= Ibn Jumayʿ =

12th-century Egyptian physician

Abū al-Makārim Hibat Allāh ibn Zayn al-Dīn ibn Jumayʿ (هبة الله بن جميع, died 1198 / AH 594) was an Egyptian Jewish physician, and the chief physician at the court of Saladin.

==Life==
Ibn Jumayʿ was born to a Jewish family in Fustat, Egypt. He studied with the physician Ibn al-ʿAynzarbī (died 1153/AH 548) and entered the service of Saladin. According to Ibn Abi Usaibia's Lives of the Physicians, Ibn Jumayʿ wrote eight works on medical-related subjects.

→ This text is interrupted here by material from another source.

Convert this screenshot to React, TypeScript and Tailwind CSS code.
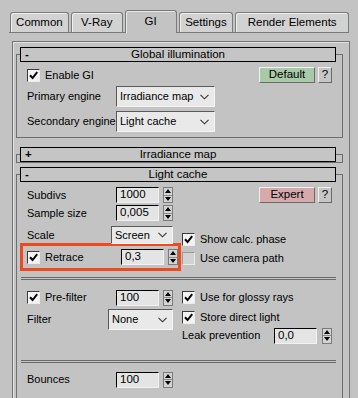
import React from 'react';

const Check = ({ on = true, dim = false }: { on?: boolean; dim?: boolean }) => (
  <span
    className={`w-[13px] h-[13px] shrink-0 flex items-center justify-center border border-t-[#3c3c3c] border-l-[#3c3c3c] border-r-[#ececec] border-b-[#ececec] ${
      dim ? 'bg-[#d2d2d2] border-t-[#9a9a9a] border-l-[#9a9a9a]' : 'bg-[#f4f4f4]'
    }`}
  >
    {on && (
      <svg width="9" height="9" viewBox="0 0 9 9">
        <path d="M1 4.2 L3.6 7 L8.2 1.2" stroke="#000" strokeWidth="2" fill="none" />
      </svg>
    )}
  </span>
);

const Arrows = () => (
  <div className="w-[10px] h-[16px] flex flex-col border border-[#7a7a7a] bg-[#d4d4d4]">
    <div className="flex-1 flex items-center justify-center border-b border-[#8a8a8a]">
      <svg width="6" height="4" viewBox="0 0 6 4">
        <path d="M0 4 L3 0 L6 4 Z" fill="#000" />
      </svg>
    </div>
    <div className="flex-1 flex items-center justify-center">
      <svg width="6" height="4" viewBox="0 0 6 4">
        <path d="M0 0 L3 4 L6 0 Z" fill="#000" />
      </svg>
    </div>
  </div>
);

const Spinner = ({ value, gap = 'ml-[4px]' }: { value: string; gap?: string }) => (
  <div className="flex items-center">
    <div className="w-[43px] h-[16px] flex items-center pl-[3px] bg-[#e4e4e4] border border-t-black border-l-black border-r-[#f2f2f2] border-b-[#f2f2f2] text-[11.5px]">
      {value}
    </div>
    <div className={gap}>
      <Arrows />
    </div>
  </div>
);

const Dropdown = ({ value, w, h }: { value: string; w: string; h: string }) => (
  <div
    className={`${w} ${h} flex items-center justify-between pl-[3px] pr-[5px] bg-[#e9e9e9] border border-t-[#5a5a5a] border-l-[#5a5a5a] border-r-[#f6f6f6] border-b-[#f6f6f6] text-[11px] whitespace-nowrap`}
  >
    <span>{value}</span>
    <svg width="9" height="6" viewBox="0 0 9 6">
      <path d="M0.5 0.8 L4.5 4.8 L8.5 0.8" stroke="#333" strokeWidth="1.1" fill="none" />
    </svg>
  </div>
);

const Header = ({ sign, title }: { sign: string; title: string }) => (
  <div className="relative z-10 -mt-[8px] ml-[3px] w-[316px] h-[15px] border border-black bg-[#c5c5c5] flex items-center text-[11.5px]">
    <span className="w-[14px] pl-[4px] font-bold leading-none">{sign}</span>
    <span className="flex-1 text-center -ml-[14px] leading-none">{title}</span>
  </div>
);

const CheckRow = ({ label, on = true, dim = false, cls }: { label: string; on?: boolean; dim?: boolean; cls: string }) => (
  <div className={`${cls} h-[13px] flex items-center whitespace-nowrap`}>
    <Check on={on} dim={dim} />
    <span className="ml-[5px]">{label}</span>
  </div>
);

const Separator = ({ cls }: { cls: string }) => (
  <div className={`${cls} ml-[4px] w-[315px] h-[3px] border-y border-[#6a6a6a]`} />
);

const tabs = [
  { name: 'Common', w: 'w-[59px]' },
  { name: 'V-Ray', w: 'w-[52px]' },
  { name: 'GI', w: 'w-[52px]', active: true },
  { name: 'Settings', w: 'w-[55px]' },
  { name: 'Render Elements', w: 'w-[114px]' },
];

export default function App() {
  return (
    <div className="w-[358px] h-[398px] overflow-hidden bg-[#c3c3c3] text-black text-[11px] whitespace-nowrap font-['Liberation_Sans',Arial,sans-serif]">
      {/* Tabs */}
      <div className="h-[33px] mx-[9px] pl-[1px] flex items-end gap-[2px] border-b border-[#7a7a7a]">
        {tabs.map((t) =>
          t.active ? (
            <div
              key={t.name}
              className={`${t.w} h-[23px] -mb-px flex items-center justify-center rounded-t-[3px] border border-b-0 border-[#7a7a7a] bg-[#c3c3c3] text-[11.5px] shadow-[inset_1px_1px_0_#e6e6e6]`}
            >
              {t.name}
            </div>
          ) : (
            <div
              key={t.name}
              className={`${t.w} h-[20px] flex items-center justify-center rounded-t-[3px] border border-b-0 border-[#7a7a7a] bg-[#d2d2d2] text-[11.5px] shadow-[inset_1px_1px_0_#efefef]`}
            >
              {t.name}
            </div>
          )
        )}
      </div>

      {/* Scroll frame */}
      <div className="mt-[8px] ml-[12px] w-[338px] h-[400px] border-l border-t border-r border-[#747474] shadow-[inset_1px_1px_0_#e2e2e2]">
        {/* Global illumination */}
        <div className="mt-[12px] ml-[3px] w-[327px] border border-[#6e6e6e] pb-[5px]">
          <Header sign="-" title="Global illumination" />
          <div className="mt-[5px] h-[16px] flex items-center pl-[10px] pr-[10px]">
            <Check />
            <span className="ml-[5px]">Enable GI</span>
            <div className="ml-auto w-[56px] h-[16px] flex items-center justify-center bg-[#a9caa9] border border-t-[#eef5ee] border-l-[#eef5ee] border-r-[#6a6a6a] border-b-[#6a6a6a] text-[11.5px]">
              Default
            </div>
            <div className="ml-[3px] w-[14px] h-[16px] flex items-center justify-center bg-[#c6c6c6] border border-t-[#f0f0f0] border-l-[#f0f0f0] border-r-[#6a6a6a] border-b-[#6a6a6a] text-[11.5px]">
              ?
            </div>
          </div>
          <div className="mt-[3px] h-[21px] flex items-center">
            <span className="pl-[10px] w-[99px]">Primary engine</span>
            <Dropdown value="Irradiance map" w="w-[99px]" h="h-[21px]" />
          </div>
          <div className="mt-[4px] h-[21px] flex items-center">
            <span className="pl-[10px] w-[99px]">Secondary engine</span>
            <Dropdown value="Light cache" w="w-[99px]" h="h-[21px]" />
          </div>
        </div>

        {/* Irradiance map (collapsed) */}
        <div className="mt-[16px] ml-[3px] w-[327px] border border-[#6e6e6e]">
          <Header sign="+" title="Irradiance map" />
        </div>

        {/* Light cache */}
        <div className="mt-[11px] ml-[3px] w-[327px] h-[260px] border border-[#6e6e6e]">
          <Header sign="-" title="Light cache" />
          <div className="mt-[5px] h-[16px] flex items-center pr-[10px]">
            <span className="pl-[10px] w-[99px]">Subdivs</span>
            <Spinner value="1000" />
            <div className="ml-auto w-[56px] h-[16px] flex items-center justify-center bg-[#d6a9ad] border border-t-[#f6eced] border-l-[#f6eced] border-r-[#6a6a6a] border-b-[#6a6a6a] text-[11.5px]">
              Expert
            </div>
            <div className="ml-[3px] w-[14px] h-[16px] flex items-center justify-center bg-[#c6c6c6] border border-t-[#f0f0f0] border-l-[#f0f0f0] border-r-[#6a6a6a] border-b-[#6a6a6a] text-[11.5px]">
              ?
            </div>
          </div>
          <div className="mt-[2px] h-[16px] flex items-center">
            <span className="pl-[10px] w-[99px]">Sample size</span>
            <Spinner value="0,005" />
          </div>

          <div className="flex">
            <div className="w-[165px] shrink-0">
              <div className="mt-[5px] h-[18px] flex items-center">
                <span className="pl-[10px] w-[94px]">Scale</span>
                <Dropdown value="Screen" w="w-[62px]" h="h-[18px]" />
              </div>
              <div className="-mt-[1px] ml-[3px] w-[161px] h-[28px] border-[3px] border-[#ee4a20] flex items-center pl-[4px]">
                <Check />
                <span className="ml-[5px] w-[76px]">Retrace</span>
                <Spinner value="0,3" />
              </div>
            </div>
            <div>
              <CheckRow cls="mt-[12px]" label="Show calc. phase" />
              <CheckRow cls="mt-[6px]" label="Use camera path" on={false} dim />
            </div>
          </div>

          <Separator cls="mt-[6px]" />

          <div className="flex">
            <div className="w-[165px] shrink-0">
              <div className="mt-[10px] h-[15px] flex items-center pl-[10px]">
                <Check />
                <span className="ml-[5px] w-[71px]">Pre-filter</span>
                <Spinner value="100" />
              </div>
              <div className="mt-[4px] h-[21px] flex items-center">
                <span className="pl-[10px] w-[91px]">Filter</span>
                <Dropdown value="None" w="w-[65px]" h="h-[21px]" />
              </div>
            </div>
            <div>
              <CheckRow cls="mt-[11px]" label="Use for glossy rays" />
              <CheckRow cls="mt-[7px]" label="Store direct light" />
              <div className="mt-[4px] h-[15px] flex items-center">
                <span className="w-[92px]">Leak prevention</span>
                <Spinner value="0,0" gap="ml-[5px]" />
              </div>
            </div>
          </div>

          <Separator cls="mt-[17px]" />

          <div className="mt-[9px] h-[15px] flex items-center">
            <span className="pl-[10px] w-[99px]">Bounces</span>
            <Spinner value="100" />
          </div>
        </div>
      </div>
    </div>
  );
}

A contemporary of Moses Maimonides, Ibn Jumayʿ "became famous for having prevented a person having a cataleptic fit from being buried alive. He was the author of a number of medical writings, including al-Irshād li-maṣāliḥ, dedicated to al-Baysanī, the vizier to Saladin, and completed by Ibn Jumayʿ al-Isrā’īlī's son Abū Tahir Ismāʿīl."

==Works==
- Kitāb al-irshād li-masālih an-nufūs waʿl-ajssad [Guide to the Welfare of Souls and Bodies]
- (ed. and tr. by Hartmut Fähndrich) Treatise to Salāh ad-Dīn on the revival of the art of medicine, English and Arab text, Wiesbaden: Steiner, 1983.